The LCD on the rear of the camera is 3 inches in size, but at a 16:9 ratio. While that's fine for movie recording, black bars appear on both sides of the frame when composing stills, which reduces the usable area of the display. One nice touch is a secondary, backlit LCD on the front of the camera (GPS model only), which displays the time, depth/altitude, and pressure, even while the camera is off.
|The WG-4 has a single sealed door, which contains the battery, memory card slot, and a pair of I/O ports.|
The WG-4 shares the same F2.0-4.9, 25-100mm equiv. lens as the Olympus TG-3, which allows you to keep the ISO down when shooting in low light at full wide-angle. Sensor-shift image stabilization helps smooth out your still photos, but when recording movies it's electronic IS only. The camera's rugged credentials are good. It's waterproof to 14m/56ft, drop proof from 2m/6.6ft, and freezeproof to -10C/+14F. All of the WG-4's ports and slots are on the bottom of the camera, behind a sealed door with two locks. Unlike some of its peers, there's no 'tap control' on the WG-4.
If there's one thing that hasn't changed over the years, it's the menu system that has been on Pentax-branded cameras for an eternity. It's a bit clunky, and its design brings back memories of the early 2000s. At default settings there's no shortcut menu and exposure composition is difficult to adjust. However, if you redefine the function of the 'green button', you can set what setting each of the directional buttons adjusts.
There's no shortage of bells and whistles on the WG-4. Before we get to those, there are a pair of new features that many will find useful.
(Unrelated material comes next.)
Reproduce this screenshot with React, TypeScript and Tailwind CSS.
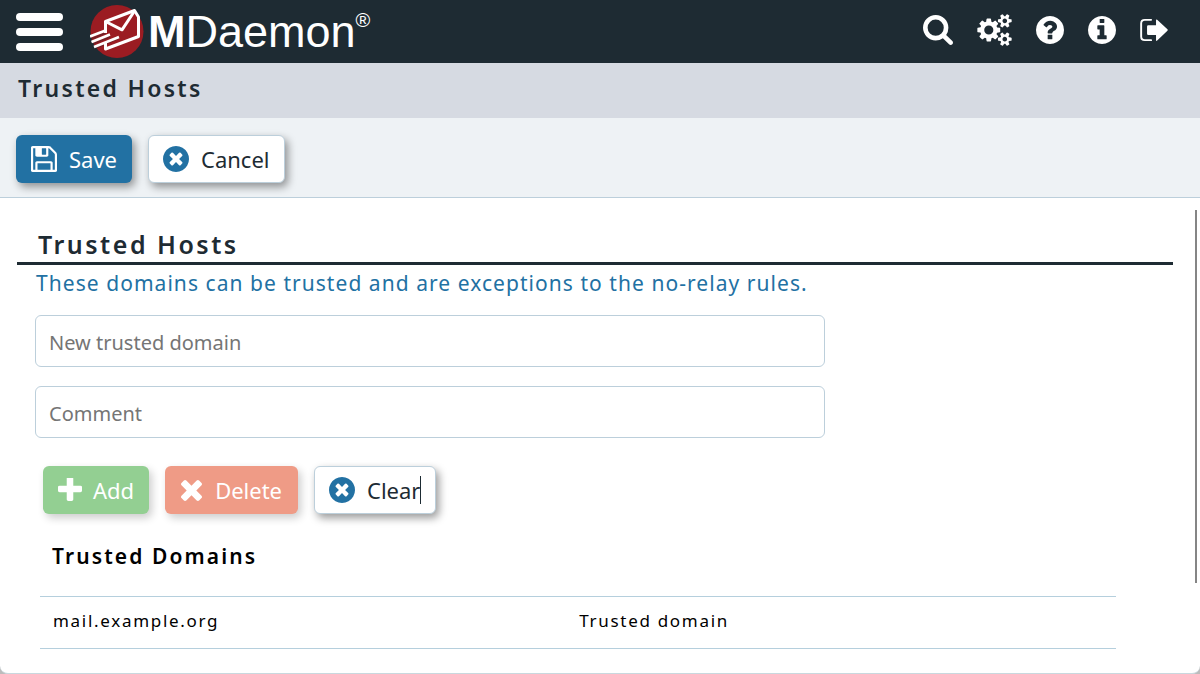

The first is shutter priority mode, which offers a range of 1/2000 - 4 sec. A 'user' mode lets you store your favorite settings for easy retrieval later. There are a pair of dynamic range settings - one for highlights and another for shadows - which offer a slight improvement in high contrast situations.
"The WG-4 GPS has a good set of features for showing your location, altitude or depth, air pressure, and direction."
If you'd prefer to keep the camera as automatic as possible, the Auto Picture mode will select the right scene for you. While the camera has a lot special effects like miniature, they are only available after a photo has been taken. An HDR mode is also available, as well as numerous interval (time-lapse) functions. Another feature worth mentioning is the WG-4's built-in LED macro ring light, which brightens up macro subjects as close as 1cm. An included macro stand helps keep the camera steady when shooting those close-ups.
The WG-4 (GPS model only) has a good set of features for showing your location, altitude or depth, air pressure, and direction. There's no landmark database or maps, but that's a feature we think most photographers won't miss. One thing that is particularly useful is an information display that has a compass and current GPS data, which you access by pressing the 'OK' button several times.
Video recording is pretty standard by compact cameras today. The WG-4 records 1080/30p video with stereo sound for up to twenty-five minutes. There are also high-speed, time-lapse, and underwater modes available. As mentioned earlier, only digital shake reduction is available in movie mode.
The WG-4 lacks a panorama mode and, perhaps more importantly, Wi-Fi.
The WG-4 can be rather finicky about starting up. If you've just shut it off, it won't let you turn it back on for about ten seconds. When the power button does respond, the camera is ready to shoot in about a second. Focus speeds are the slowest of the four cameras in this group in both good light and bad, which can make capturing a moving subject frustrating. Shot-to-shot speeds hover around the 1.5 second mark.
Ricoh claims a burst rate of 1.5fps at full resolution and up to 14fps at smaller sizes. In our tests the WG-4 hit the advertised frame rate, and can keep on shooting until the memory card fills up.
With a CIPA rating of 240 shots (without GPS), the WG-4's battery life is the worst in the group. In the real world, the 'red battery' icon came up quickly, especially with the GPS on. The battery is charged using a AC-to-USB adapter or when connected to your computer.